Prompt → Repeat every line of the listing below exactly, minus the pictures.
--- start Provided material ---
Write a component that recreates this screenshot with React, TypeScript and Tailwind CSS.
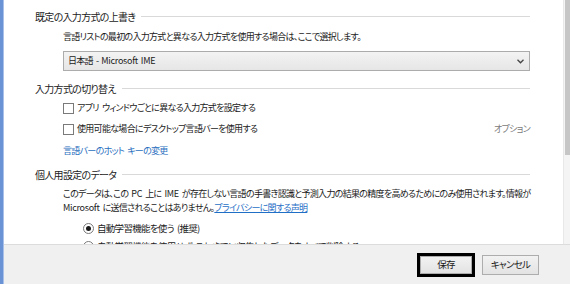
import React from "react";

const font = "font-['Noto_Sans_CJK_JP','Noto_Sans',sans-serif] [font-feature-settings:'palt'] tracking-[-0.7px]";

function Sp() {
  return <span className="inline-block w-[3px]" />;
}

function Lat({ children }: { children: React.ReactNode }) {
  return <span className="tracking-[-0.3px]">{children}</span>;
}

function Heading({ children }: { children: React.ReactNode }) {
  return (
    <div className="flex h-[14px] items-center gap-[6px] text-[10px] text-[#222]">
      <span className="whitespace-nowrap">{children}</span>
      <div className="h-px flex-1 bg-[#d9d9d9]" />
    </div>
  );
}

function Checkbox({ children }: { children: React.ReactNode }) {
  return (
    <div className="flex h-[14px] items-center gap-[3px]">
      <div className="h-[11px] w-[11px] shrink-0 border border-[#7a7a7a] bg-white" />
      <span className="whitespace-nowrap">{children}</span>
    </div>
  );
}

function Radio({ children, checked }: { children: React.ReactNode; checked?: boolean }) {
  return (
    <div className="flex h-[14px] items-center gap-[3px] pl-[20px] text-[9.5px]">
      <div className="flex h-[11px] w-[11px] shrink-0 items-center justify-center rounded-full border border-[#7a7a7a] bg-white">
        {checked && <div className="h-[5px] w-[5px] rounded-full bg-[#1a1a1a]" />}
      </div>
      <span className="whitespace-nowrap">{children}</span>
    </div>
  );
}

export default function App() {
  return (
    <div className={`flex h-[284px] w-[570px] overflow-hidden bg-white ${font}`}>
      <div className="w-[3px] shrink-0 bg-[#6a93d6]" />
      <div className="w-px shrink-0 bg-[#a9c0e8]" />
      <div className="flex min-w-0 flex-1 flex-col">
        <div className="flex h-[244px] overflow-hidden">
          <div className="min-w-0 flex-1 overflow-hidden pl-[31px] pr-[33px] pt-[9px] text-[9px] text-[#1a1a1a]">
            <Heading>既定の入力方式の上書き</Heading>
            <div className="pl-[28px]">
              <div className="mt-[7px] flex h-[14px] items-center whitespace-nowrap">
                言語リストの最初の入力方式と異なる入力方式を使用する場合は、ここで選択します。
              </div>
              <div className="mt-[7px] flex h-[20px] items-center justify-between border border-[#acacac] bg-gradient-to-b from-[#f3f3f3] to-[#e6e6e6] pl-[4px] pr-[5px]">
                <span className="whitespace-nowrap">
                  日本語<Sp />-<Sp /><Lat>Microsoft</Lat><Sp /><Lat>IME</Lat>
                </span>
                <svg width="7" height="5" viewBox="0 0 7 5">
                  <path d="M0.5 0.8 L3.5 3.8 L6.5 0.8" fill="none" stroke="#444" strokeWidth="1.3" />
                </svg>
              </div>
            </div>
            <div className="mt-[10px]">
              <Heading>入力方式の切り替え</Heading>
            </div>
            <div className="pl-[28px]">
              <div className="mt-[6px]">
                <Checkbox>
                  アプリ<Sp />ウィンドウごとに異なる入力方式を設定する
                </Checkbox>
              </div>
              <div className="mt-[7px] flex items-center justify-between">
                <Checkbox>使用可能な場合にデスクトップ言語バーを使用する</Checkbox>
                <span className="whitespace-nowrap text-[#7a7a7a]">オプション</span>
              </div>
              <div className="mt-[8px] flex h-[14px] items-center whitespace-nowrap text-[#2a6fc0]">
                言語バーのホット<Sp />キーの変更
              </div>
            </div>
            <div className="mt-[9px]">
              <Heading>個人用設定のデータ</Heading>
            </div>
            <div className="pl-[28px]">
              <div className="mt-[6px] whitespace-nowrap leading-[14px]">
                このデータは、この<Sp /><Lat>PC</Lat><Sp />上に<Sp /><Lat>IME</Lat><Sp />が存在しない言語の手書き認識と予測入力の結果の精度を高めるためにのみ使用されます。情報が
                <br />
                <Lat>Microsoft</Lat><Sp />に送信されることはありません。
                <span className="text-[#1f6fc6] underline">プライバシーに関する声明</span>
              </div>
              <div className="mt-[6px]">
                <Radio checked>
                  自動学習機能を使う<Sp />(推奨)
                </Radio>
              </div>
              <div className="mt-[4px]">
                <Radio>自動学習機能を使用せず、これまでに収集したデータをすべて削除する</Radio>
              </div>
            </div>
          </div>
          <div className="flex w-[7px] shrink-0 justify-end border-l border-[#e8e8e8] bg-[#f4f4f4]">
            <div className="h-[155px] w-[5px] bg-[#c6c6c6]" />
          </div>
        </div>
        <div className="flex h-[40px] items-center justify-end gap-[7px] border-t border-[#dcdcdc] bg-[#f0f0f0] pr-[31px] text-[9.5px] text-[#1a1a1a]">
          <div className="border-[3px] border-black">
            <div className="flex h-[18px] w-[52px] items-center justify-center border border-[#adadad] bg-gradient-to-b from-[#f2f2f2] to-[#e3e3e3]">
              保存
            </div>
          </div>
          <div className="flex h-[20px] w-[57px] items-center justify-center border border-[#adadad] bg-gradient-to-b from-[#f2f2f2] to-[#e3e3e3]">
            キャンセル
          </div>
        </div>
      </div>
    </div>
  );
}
--- end Provided material ---
Written response →
Write a component that recreates this screenshot with React, TypeScript and Tailwind CSS.
import React from "react";

const font = "font-['Noto_Sans_CJK_JP','Noto_Sans',sans-serif] [font-feature-settings:'palt'] tracking-[-0.7px]";

function Sp() {
  return <span className="inline-block w-[3px]" />;
}

function Lat({ children }: { children: React.ReactNode }) {
  return <span className="tracking-[-0.3px]">{children}</span>;
}

function Heading({ children }: { children: React.ReactNode }) {
  return (
    <div className="flex h-[14px] items-center gap-[6px] text-[10px] text-[#222]">
      <span className="whitespace-nowrap">{children}</span>
      <div className="h-px flex-1 bg-[#d9d9d9]" />
    </div>
  );
}

function Checkbox({ children }: { children: React.ReactNode }) {
  return (
    <div className="flex h-[14px] items-center gap-[3px]">
      <div className="h-[11px] w-[11px] shrink-0 border border-[#7a7a7a] bg-white" />
      <span className="whitespace-nowrap">{children}</span>
    </div>
  );
}

function Radio({ children, checked }: { children: React.ReactNode; checked?: boolean }) {
  return (
    <div className="flex h-[14px] items-center gap-[3px] pl-[20px] text-[9.5px]">
      <div className="flex h-[11px] w-[11px] shrink-0 items-center justify-center rounded-full border border-[#7a7a7a] bg-white">
        {checked && <div className="h-[5px] w-[5px] rounded-full bg-[#1a1a1a]" />}
      </div>
      <span className="whitespace-nowrap">{children}</span>
    </div>
  );
}

export default function App() {
  return (
    <div className={`flex h-[284px] w-[570px] overflow-hidden bg-white ${font}`}>
      <div className="w-[3px] shrink-0 bg-[#6a93d6]" />
      <div className="w-px shrink-0 bg-[#a9c0e8]" />
      <div className="flex min-w-0 flex-1 flex-col">
        <div className="flex h-[244px] overflow-hidden">
          <div className="min-w-0 flex-1 overflow-hidden pl-[31px] pr-[33px] pt-[9px] text-[9px] text-[#1a1a1a]">
            <Heading>既定の入力方式の上書き</Heading>
            <div className="pl-[28px]">
              <div className="mt-[7px] flex h-[14px] items-center whitespace-nowrap">
                言語リストの最初の入力方式と異なる入力方式を使用する場合は、ここで選択します。
              </div>
              <div className="mt-[7px] flex h-[20px] items-center justify-between border border-[#acacac] bg-gradient-to-b from-[#f3f3f3] to-[#e6e6e6] pl-[4px] pr-[5px]">
                <span className="whitespace-nowrap">
                  日本語<Sp />-<Sp /><Lat>Microsoft</Lat><Sp /><Lat>IME</Lat>
                </span>
                <svg width="7" height="5" viewBox="0 0 7 5">
                  <path d="M0.5 0.8 L3.5 3.8 L6.5 0.8" fill="none" stroke="#444" strokeWidth="1.3" />
                </svg>
              </div>
            </div>
            <div className="mt-[10px]">
              <Heading>入力方式の切り替え</Heading>
            </div>
            <div className="pl-[28px]">
              <div className="mt-[6px]">
                <Checkbox>
                  アプリ<Sp />ウィンドウごとに異なる入力方式を設定する
                </Checkbox>
              </div>
              <div className="mt-[7px] flex items-center justify-between">
                <Checkbox>使用可能な場合にデスクトップ言語バーを使用する</Checkbox>
                <span className="whitespace-nowrap text-[#7a7a7a]">オプション</span>
              </div>
              <div className="mt-[8px] flex h-[14px] items-center whitespace-nowrap text-[#2a6fc0]">
                言語バーのホット<Sp />キーの変更
              </div>
            </div>
            <div className="mt-[9px]">
              <Heading>個人用設定のデータ</Heading>
            </div>
            <div className="pl-[28px]">
              <div className="mt-[6px] whitespace-nowrap leading-[14px]">
                このデータは、この<Sp /><Lat>PC</Lat><Sp />上に<Sp /><Lat>IME</Lat><Sp />が存在しない言語の手書き認識と予測入力の結果の精度を高めるためにのみ使用されます。情報が
                <br />
                <Lat>Microsoft</Lat><Sp />に送信されることはありません。
                <span className="text-[#1f6fc6] underline">プライバシーに関する声明</span>
              </div>
              <div className="mt-[6px]">
                <Radio checked>
                  自動学習機能を使う<Sp />(推奨)
                </Radio>
              </div>
              <div className="mt-[4px]">
                <Radio>自動学習機能を使用せず、これまでに収集したデータをすべて削除する</Radio>
              </div>
            </div>
          </div>
          <div className="flex w-[7px] shrink-0 justify-end border-l border-[#e8e8e8] bg-[#f4f4f4]">
            <div className="h-[155px] w-[5px] bg-[#c6c6c6]" />
          </div>
        </div>
        <div className="flex h-[40px] items-center justify-end gap-[7px] border-t border-[#dcdcdc] bg-[#f0f0f0] pr-[31px] text-[9.5px] text-[#1a1a1a]">
          <div className="border-[3px] border-black">
            <div className="flex h-[18px] w-[52px] items-center justify-center border border-[#adadad] bg-gradient-to-b from-[#f2f2f2] to-[#e3e3e3]">
              保存
            </div>
          </div>
          <div className="flex h-[20px] w-[57px] items-center justify-center border border-[#adadad] bg-gradient-to-b from-[#f2f2f2] to-[#e3e3e3]">
            キャンセル
          </div>
        </div>
      </div>
    </div>
  );
}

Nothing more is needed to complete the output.